===== Source material =====

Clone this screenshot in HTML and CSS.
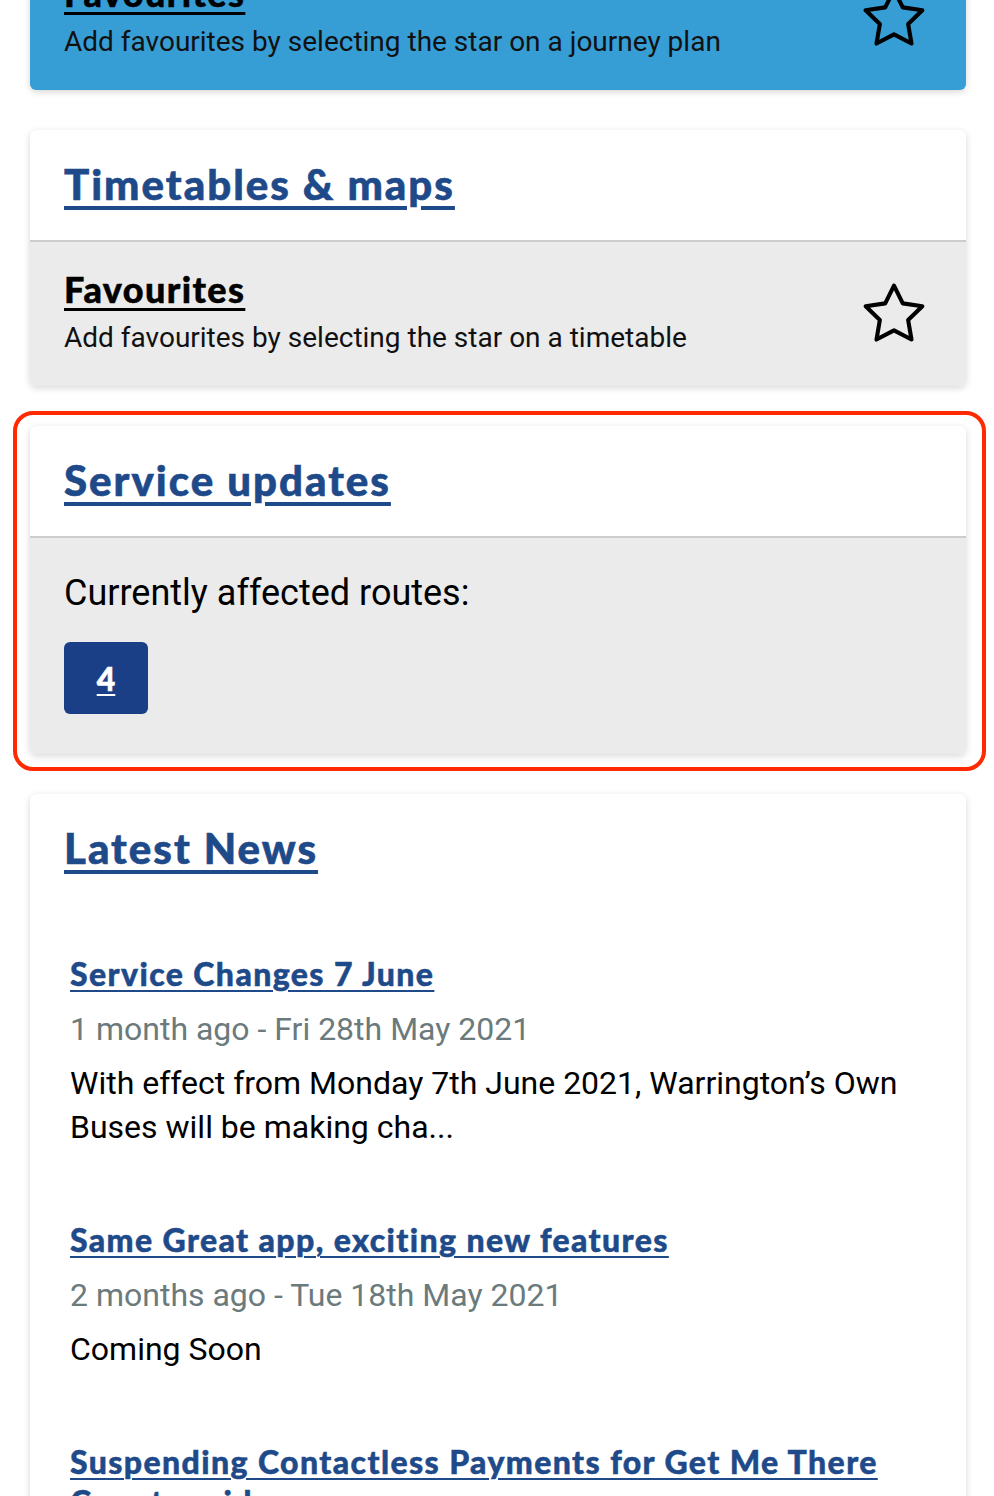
FILE: index.html
```html
<!DOCTYPE html>
<html lang="en">
<head>
<meta charset="utf-8">
<title>Home</title>
<link rel="stylesheet" href="styles.css">
</head>
<body>
<main class="page">
  <section class="card">
    <div class="fav fav-blue">
      <div class="fav-text">
        <a class="fav-title" href="#">Favourites</a>
        <p class="fav-sub">Add favourites by selecting the star on a journey plan</p>
      </div>
      <svg class="star" viewBox="0 0 24 24" width="68" height="68" aria-hidden="true"><polygon points="12 2 15.09 8.26 22 9.27 17 14.14 18.18 21.02 12 17.77 5.82 21.02 7 14.14 2 9.27 8.91 8.26 12 2"/></svg>
    </div>
  </section>

  <section class="card">
    <div class="card-head"><a class="card-title" href="#">Timetables &amp; maps</a></div>
    <div class="fav fav-grey">
      <div class="fav-text">
        <a class="fav-title" href="#">Favourites</a>
        <p class="fav-sub">Add favourites by selecting the star on a timetable</p>
      </div>
      <svg class="star" viewBox="0 0 24 24" width="68" height="68" aria-hidden="true"><polygon points="12 2 15.09 8.26 22 9.27 17 14.14 18.18 21.02 12 17.77 5.82 21.02 7 14.14 2 9.27 8.91 8.26 12 2"/></svg>
    </div>
  </section>

  <div class="highlight-wrap">
    <section class="card">
      <div class="card-head"><a class="card-title" href="#">Service updates</a></div>
      <div class="updates">
        <p class="updates-label">Currently affected routes:</p>
        <div class="routes"><a class="route" href="#">4</a></div>
      </div>
    </section>
    <div class="highlight"></div>
  </div>

  <section class="card card-news">
    <div class="card-head"><a class="card-title" href="#">Latest News</a></div>
    <ul class="news">
      <li class="news-item">
        <a class="news-title" href="#">Service Changes 7 June</a>
        <p class="news-date">1 month ago - Fri 28th May 2021</p>
        <p class="news-body">With effect from Monday 7th June 2021, Warrington’s Own Buses will be making cha...</p>
      </li>
      <li class="news-item">
        <a class="news-title" href="#">Same Great app, exciting new features</a>
        <p class="news-date">2 months ago - Tue 18th May 2021</p>
        <p class="news-body">Coming Soon</p>
      </li>
      <li class="news-item">
        <a class="news-title" href="#">Suspending Contactless Payments for Get Me There Countrywide</a>
        <p class="news-date">2 months ago - Mon 10th May 2021</p>
        <p class="news-body">Contactless payments will be suspended...</p>
      </li>
    </ul>
  </section>
</main>
</body>
</html>
```

FILE: styles.css
```css
html, body {
  margin: 0;
  padding: 0;
  background: #ffffff;
}

body {
  font-family: Roboto, "Liberation Sans", sans-serif;
  color: #111111;
  overflow: hidden;
  height: 1496px;
}

p { margin: 0; }

.page {
  width: 936px;
  margin: -54px 0 0 30px;
  display: flex;
  flex-direction: column;
  gap: 40px;
}

.card {
  background: #ffffff;
  border-radius: 6px;
  overflow: hidden;
  box-shadow: 0 2px 7px rgba(0, 0, 0, 0.16);
}

.card-head {
  height: 110px;
  box-sizing: border-box;
  padding: 30px 34px 0;
  font-family: Lato, "Open Sans", sans-serif;
  font-weight: 900;
  font-size: 42px;
  line-height: 48px;
}

.card-title {
  color: #1f4a8a;
  letter-spacing: 2px;
  -webkit-text-stroke: 0.6px #1f4a8a;
  text-decoration: underline;
  text-decoration-thickness: 4px;
  text-underline-offset: 6px;
}

.fav {
  display: flex;
  align-items: center;
  justify-content: space-between;
  height: 144px;
  box-sizing: border-box;
  padding: 0 38px 0 34px;
}

.fav-blue { background: #369dd5; }

.fav-grey {
  background: #ebebeb;
  border-top: 2px solid #cdcdcd;
  height: 146px;
}

.fav-text {
  display: flex;
  flex-direction: column;
  padding: 25px 0 31px;
}

.fav-title {
  font-family: Lato, "Open Sans", sans-serif;
  font-weight: 900;
  font-size: 36px;
  line-height: 44px;
  letter-spacing: 1.4px;
  -webkit-text-stroke: 0.5px #000000;
  color: #000000;
  text-decoration: underline;
  text-decoration-thickness: 3px;
  text-underline-offset: 5px;
  align-self: flex-start;
}

.fav-sub {
  font-size: 28px;
  line-height: 34px;
  margin-top: 10px;
  color: #111111;
}

.star {
  fill: none;
  stroke: #000000;
  stroke-width: 1.45;
  stroke-linejoin: round;
  stroke-linecap: round;
  flex: none;
}

.highlight-wrap {
  position: relative;
}

.highlight {
  position: absolute;
  top: -15px;
  left: -17px;
  right: -20px;
  bottom: -17px;
  border: 4px solid #ff2a00;
  border-radius: 20px;
  pointer-events: none;
}

.updates {
  background: #ebebeb;
  border-top: 2px solid #cdcdcd;
  padding: 35px 34px 40px;
}

.updates-label {
  font-size: 36px;
  line-height: 40px;
  color: #000000;
}

.routes {
  display: flex;
  margin-top: 29px;
}

.route {
  display: flex;
  align-items: center;
  justify-content: center;
  width: 84px;
  height: 72px;
  border-radius: 6px;
  background: #1a3f87;
  color: #ffffff;
  font-family: Lato, "Open Sans", sans-serif;
  font-weight: 900;
  font-size: 32px;
  -webkit-text-stroke: 0.5px #ffffff;
  text-decoration: underline;
  text-decoration-thickness: 2px;
  text-underline-offset: 3px;
}

.card-news {
  min-height: 800px;
}

.news {
  list-style: none;
  margin: 0;
  padding: 50px 40px 0;
  display: flex;
  flex-direction: column;
  gap: 71px;
}

.news-item {
  display: flex;
  flex-direction: column;
}

.news-title {
  font-family: Lato, "Open Sans", sans-serif;
  font-weight: 900;
  font-size: 32px;
  line-height: 40px;
  letter-spacing: 1.4px;
  -webkit-text-stroke: 0.5px #1f4a8a;
  color: #1f4a8a;
  text-decoration: underline;
  text-decoration-thickness: 2px;
  text-underline-offset: 4px;
  align-self: flex-start;
}

.news-date {
  font-size: 32px;
  line-height: 44px;
  color: #6b7a7c;
  margin-top: 13px;
}

.news-body {
  font-size: 32px;
  line-height: 44px;
  color: #000000;
  margin-top: 10px;
}
```
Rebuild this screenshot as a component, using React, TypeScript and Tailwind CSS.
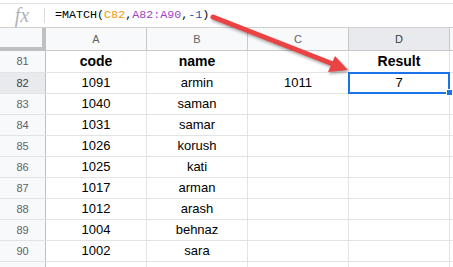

=====

◆ Required task:
Every entry above needs to be retyped exactly; drop the pictures.

◆ Written reply:
Clone this screenshot in HTML and CSS.
FILE: index.html
```html
<!DOCTYPE html>
<html lang="en">
<head>
<meta charset="utf-8">
<title>Home</title>
<link rel="stylesheet" href="styles.css">
</head>
<body>
<main class="page">
  <section class="card">
    <div class="fav fav-blue">
      <div class="fav-text">
        <a class="fav-title" href="#">Favourites</a>
        <p class="fav-sub">Add favourites by selecting the star on a journey plan</p>
      </div>
      <svg class="star" viewBox="0 0 24 24" width="68" height="68" aria-hidden="true"><polygon points="12 2 15.09 8.26 22 9.27 17 14.14 18.18 21.02 12 17.77 5.82 21.02 7 14.14 2 9.27 8.91 8.26 12 2"/></svg>
    </div>
  </section>

  <section class="card">
    <div class="card-head"><a class="card-title" href="#">Timetables &amp; maps</a></div>
    <div class="fav fav-grey">
      <div class="fav-text">
        <a class="fav-title" href="#">Favourites</a>
        <p class="fav-sub">Add favourites by selecting the star on a timetable</p>
      </div>
      <svg class="star" viewBox="0 0 24 24" width="68" height="68" aria-hidden="true"><polygon points="12 2 15.09 8.26 22 9.27 17 14.14 18.18 21.02 12 17.77 5.82 21.02 7 14.14 2 9.27 8.91 8.26 12 2"/></svg>
    </div>
  </section>

  <div class="highlight-wrap">
    <section class="card">
      <div class="card-head"><a class="card-title" href="#">Service updates</a></div>
      <div class="updates">
        <p class="updates-label">Currently affected routes:</p>
        <div class="routes"><a class="route" href="#">4</a></div>
      </div>
    </section>
    <div class="highlight"></div>
  </div>

  <section class="card card-news">
    <div class="card-head"><a class="card-title" href="#">Latest News</a></div>
    <ul class="news">
      <li class="news-item">
        <a class="news-title" href="#">Service Changes 7 June</a>
        <p class="news-date">1 month ago - Fri 28th May 2021</p>
        <p class="news-body">With effect from Monday 7th June 2021, Warrington’s Own Buses will be making cha...</p>
      </li>
      <li class="news-item">
        <a class="news-title" href="#">Same Great app, exciting new features</a>
        <p class="news-date">2 months ago - Tue 18th May 2021</p>
        <p class="news-body">Coming Soon</p>
      </li>
      <li class="news-item">
        <a class="news-title" href="#">Suspending Contactless Payments for Get Me There Countrywide</a>
        <p class="news-date">2 months ago - Mon 10th May 2021</p>
        <p class="news-body">Contactless payments will be suspended...</p>
      </li>
    </ul>
  </section>
</main>
</body>
</html>
```

FILE: styles.css
```css
html, body {
  margin: 0;
  padding: 0;
  background: #ffffff;
}

body {
  font-family: Roboto, "Liberation Sans", sans-serif;
  color: #111111;
  overflow: hidden;
  height: 1496px;
}

p { margin: 0; }

.page {
  width: 936px;
  margin: -54px 0 0 30px;
  display: flex;
  flex-direction: column;
  gap: 40px;
}

.card {
  background: #ffffff;
  border-radius: 6px;
  overflow: hidden;
  box-shadow: 0 2px 7px rgba(0, 0, 0, 0.16);
}

.card-head {
  height: 110px;
  box-sizing: border-box;
  padding: 30px 34px 0;
  font-family: Lato, "Open Sans", sans-serif;
  font-weight: 900;
  font-size: 42px;
  line-height: 48px;
}

.card-title {
  color: #1f4a8a;
  letter-spacing: 2px;
  -webkit-text-stroke: 0.6px #1f4a8a;
  text-decoration: underline;
  text-decoration-thickness: 4px;
  text-underline-offset: 6px;
}

.fav {
  display: flex;
  align-items: center;
  justify-content: space-between;
  height: 144px;
  box-sizing: border-box;
  padding: 0 38px 0 34px;
}

.fav-blue { background: #369dd5; }

.fav-grey {
  background: #ebebeb;
  border-top: 2px solid #cdcdcd;
  height: 146px;
}

.fav-text {
  display: flex;
  flex-direction: column;
  padding: 25px 0 31px;
}

.fav-title {
  font-family: Lato, "Open Sans", sans-serif;
  font-weight: 900;
  font-size: 36px;
  line-height: 44px;
  letter-spacing: 1.4px;
  -webkit-text-stroke: 0.5px #000000;
  color: #000000;
  text-decoration: underline;
  text-decoration-thickness: 3px;
  text-underline-offset: 5px;
  align-self: flex-start;
}

.fav-sub {
  font-size: 28px;
  line-height: 34px;
  margin-top: 10px;
  color: #111111;
}

.star {
  fill: none;
  stroke: #000000;
  stroke-width: 1.45;
  stroke-linejoin: round;
  stroke-linecap: round;
  flex: none;
}

.highlight-wrap {
  position: relative;
}

.highlight {
  position: absolute;
  top: -15px;
  left: -17px;
  right: -20px;
  bottom: -17px;
  border: 4px solid #ff2a00;
  border-radius: 20px;
  pointer-events: none;
}

.updates {
  background: #ebebeb;
  border-top: 2px solid #cdcdcd;
  padding: 35px 34px 40px;
}

.updates-label {
  font-size: 36px;
  line-height: 40px;
  color: #000000;
}

.routes {
  display: flex;
  margin-top: 29px;
}

.route {
  display: flex;
  align-items: center;
  justify-content: center;
  width: 84px;
  height: 72px;
  border-radius: 6px;
  background: #1a3f87;
  color: #ffffff;
  font-family: Lato, "Open Sans", sans-serif;
  font-weight: 900;
  font-size: 32px;
  -webkit-text-stroke: 0.5px #ffffff;
  text-decoration: underline;
  text-decoration-thickness: 2px;
  text-underline-offset: 3px;
}

.card-news {
  min-height: 800px;
}

.news {
  list-style: none;
  margin: 0;
  padding: 50px 40px 0;
  display: flex;
  flex-direction: column;
  gap: 71px;
}

.news-item {
  display: flex;
  flex-direction: column;
}

.news-title {
  font-family: Lato, "Open Sans", sans-serif;
  font-weight: 900;
  font-size: 32px;
  line-height: 40px;
  letter-spacing: 1.4px;
  -webkit-text-stroke: 0.5px #1f4a8a;
  color: #1f4a8a;
  text-decoration: underline;
  text-decoration-thickness: 2px;
  text-underline-offset: 4px;
  align-self: flex-start;
}

.news-date {
  font-size: 32px;
  line-height: 44px;
  color: #6b7a7c;
  margin-top: 13px;
}

.news-body {
  font-size: 32px;
  line-height: 44px;
  color: #000000;
  margin-top: 10px;
}
```
Rebuild this screenshot as a component, using React, TypeScript and Tailwind CSS.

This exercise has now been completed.